● **PROBLEM REQUIREMENTS**
Write out the data below in full, unchanged, minus the images.

* START SOURCE MATERIAL *

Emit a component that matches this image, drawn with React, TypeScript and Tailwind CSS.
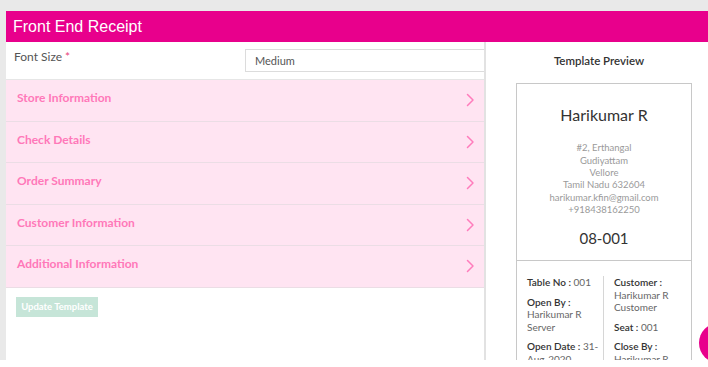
import React from "react";

const sections = [
  "Store Information",
  "Check Details",
  "Order Summary",
  "Customer Information",
  "Additional Information",
];

function Chevron() {
  return (
    <svg width="9" height="14" viewBox="0 0 9 14" fill="none">
      <path d="M1.5 1.5L7 7L1.5 12.5" stroke="#ff7cbc" strokeWidth="1.5" strokeLinecap="round" strokeLinejoin="round" />
    </svg>
  );
}

export default function App() {
  return (
    <div className="relative h-[360px] w-[708px] overflow-hidden bg-[#e9e9e9] pl-[6px] pt-[11px]" style={{ fontFamily: "Lato, 'Noto Sans', sans-serif" }}>
      <div className="flex h-[31px] items-center bg-[#e8008c] pl-[7px] text-[16px] text-white" style={{ fontFamily: "'Liberation Sans', Arial, sans-serif" }}>
        Front End Receipt
      </div>
      <div className="flex h-[318px]">
        <div className="flex w-[480px] shrink-0 flex-col border-r-2 border-[#e2e2e2] bg-white">
          <div className="flex h-[38px] items-start border-b border-[#e6e6e6]">
            <div className="w-[239px] pl-[8px] pt-[6px] text-[12px] text-[#555]">
              Font Size <span className="text-[#e8447a]">*</span>
            </div>
            <div className="mt-[7px] flex h-[23px] flex-1 items-center border border-r-0 border-[#dcdcdc] pl-[9px] pt-[2px] text-[11px] text-[#555]">
              Medium
            </div>
          </div>
          {sections.map((s) => (
            <div key={s} className="flex h-[41.6px] items-start justify-between border-b border-[#ebdde5] bg-[#ffe4f2] pl-[11px] pr-[9px] pt-[9px]">
              <span className="text-[12px] font-bold text-[#ff78b9]">{s}</span>
              <span className="mt-[4px]"><Chevron /></span>
            </div>
          ))}
          <div className="flex pl-[10px] pt-[9px]">
            <div className="flex h-[20px] w-[82px] items-center justify-center bg-[#c6e5d8] text-[9.5px] font-bold text-white">Update Template</div>
          </div>
        </div>
        <div className="w-[240px] shrink-0 bg-white">
          <div className="pr-[14px] pt-[10px] text-center text-[11.5px] font-semibold text-[#333]">Template Preview</div>
          <div className="ml-[30px] mt-[14px] w-[176px] border border-[#c8c8c8]">
            <div className="flex h-[177px] flex-col items-center border-b border-[#c8c8c8]">
              <div className="pt-[19px] text-[16px] text-[#333]">Harikumar R</div>
              <div className="mt-[15px] flex flex-col items-center text-[9.5px] leading-[12.4px] text-[#9a9a9a]">
                <span>#2, Erthangal</span>
                <span>Gudiyattam</span>
                <span>Vellore</span>
                <span>Tamil Nadu 632604</span>
                <span>harikumar.kfin@gmail.com</span>
                <span>+918438162250</span>
              </div>
              <div className="mt-[10px] text-[15px] text-[#333]">08-001</div>
            </div>
            <div className="flex pl-[10px] pt-[15px] text-[10px] leading-[12.5px] text-[#666]">
              <div className="w-[77px] border-r border-[#d6d6d6] pr-[4px]">
                <div><span className="font-semibold text-[#333]">Table No :</span> 001</div>
                <div className="mt-[7px] font-semibold text-[#333]">Open By :</div>
                <div>Harikumar R</div>
                <div>Server</div>
                <div className="mt-[7px]"><span className="font-semibold text-[#333]">Open Date :</span> 31-Aug-2020</div>
              </div>
              <div className="pl-[10px]">
                <div className="font-semibold text-[#333]">Customer :</div>
                <div>Harikumar R</div>
                <div>Customer</div>
                <div className="mt-[7px]"><span className="font-semibold text-[#333]">Seat :</span> 001</div>
                <div className="mt-[7px] font-semibold text-[#333]">Close By :</div>
                <div>Harikumar R</div>
              </div>
            </div>
          </div>
        </div>
      </div>
      <div className="absolute left-[699px] top-[323px] h-[40px] w-[40px] rounded-full bg-[#e8008c]" />
    </div>
  );
}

* END SOURCE MATERIAL *

● **WRITTEN SOLUTION**
Emit a component that matches this image, drawn with React, TypeScript and Tailwind CSS.
import React from "react";

const sections = [
  "Store Information",
  "Check Details",
  "Order Summary",
  "Customer Information",
  "Additional Information",
];

function Chevron() {
  return (
    <svg width="9" height="14" viewBox="0 0 9 14" fill="none">
      <path d="M1.5 1.5L7 7L1.5 12.5" stroke="#ff7cbc" strokeWidth="1.5" strokeLinecap="round" strokeLinejoin="round" />
    </svg>
  );
}

export default function App() {
  return (
    <div className="relative h-[360px] w-[708px] overflow-hidden bg-[#e9e9e9] pl-[6px] pt-[11px]" style={{ fontFamily: "Lato, 'Noto Sans', sans-serif" }}>
      <div className="flex h-[31px] items-center bg-[#e8008c] pl-[7px] text-[16px] text-white" style={{ fontFamily: "'Liberation Sans', Arial, sans-serif" }}>
        Front End Receipt
      </div>
      <div className="flex h-[318px]">
        <div className="flex w-[480px] shrink-0 flex-col border-r-2 border-[#e2e2e2] bg-white">
          <div className="flex h-[38px] items-start border-b border-[#e6e6e6]">
            <div className="w-[239px] pl-[8px] pt-[6px] text-[12px] text-[#555]">
              Font Size <span className="text-[#e8447a]">*</span>
            </div>
            <div className="mt-[7px] flex h-[23px] flex-1 items-center border border-r-0 border-[#dcdcdc] pl-[9px] pt-[2px] text-[11px] text-[#555]">
              Medium
            </div>
          </div>
          {sections.map((s) => (
            <div key={s} className="flex h-[41.6px] items-start justify-between border-b border-[#ebdde5] bg-[#ffe4f2] pl-[11px] pr-[9px] pt-[9px]">
              <span className="text-[12px] font-bold text-[#ff78b9]">{s}</span>
              <span className="mt-[4px]"><Chevron /></span>
            </div>
          ))}
          <div className="flex pl-[10px] pt-[9px]">
            <div className="flex h-[20px] w-[82px] items-center justify-center bg-[#c6e5d8] text-[9.5px] font-bold text-white">Update Template</div>
          </div>
        </div>
        <div className="w-[240px] shrink-0 bg-white">
          <div className="pr-[14px] pt-[10px] text-center text-[11.5px] font-semibold text-[#333]">Template Preview</div>
          <div className="ml-[30px] mt-[14px] w-[176px] border border-[#c8c8c8]">
            <div className="flex h-[177px] flex-col items-center border-b border-[#c8c8c8]">
              <div className="pt-[19px] text-[16px] text-[#333]">Harikumar R</div>
              <div className="mt-[15px] flex flex-col items-center text-[9.5px] leading-[12.4px] text-[#9a9a9a]">
                <span>#2, Erthangal</span>
                <span>Gudiyattam</span>
                <span>Vellore</span>
                <span>Tamil Nadu 632604</span>
                <span>harikumar.kfin@gmail.com</span>
                <span>+918438162250</span>
              </div>
              <div className="mt-[10px] text-[15px] text-[#333]">08-001</div>
            </div>
            <div className="flex pl-[10px] pt-[15px] text-[10px] leading-[12.5px] text-[#666]">
              <div className="w-[77px] border-r border-[#d6d6d6] pr-[4px]">
                <div><span className="font-semibold text-[#333]">Table No :</span> 001</div>
                <div className="mt-[7px] font-semibold text-[#333]">Open By :</div>
                <div>Harikumar R</div>
                <div>Server</div>
                <div className="mt-[7px]"><span className="font-semibold text-[#333]">Open Date :</span> 31-Aug-2020</div>
              </div>
              <div className="pl-[10px]">
                <div className="font-semibold text-[#333]">Customer :</div>
                <div>Harikumar R</div>
                <div>Customer</div>
                <div className="mt-[7px]"><span className="font-semibold text-[#333]">Seat :</span> 001</div>
                <div className="mt-[7px] font-semibold text-[#333]">Close By :</div>
                <div>Harikumar R</div>
              </div>
            </div>
          </div>
        </div>
      </div>
      <div className="absolute left-[699px] top-[323px] h-[40px] w-[40px] rounded-full bg-[#e8008c]" />
    </div>
  );
}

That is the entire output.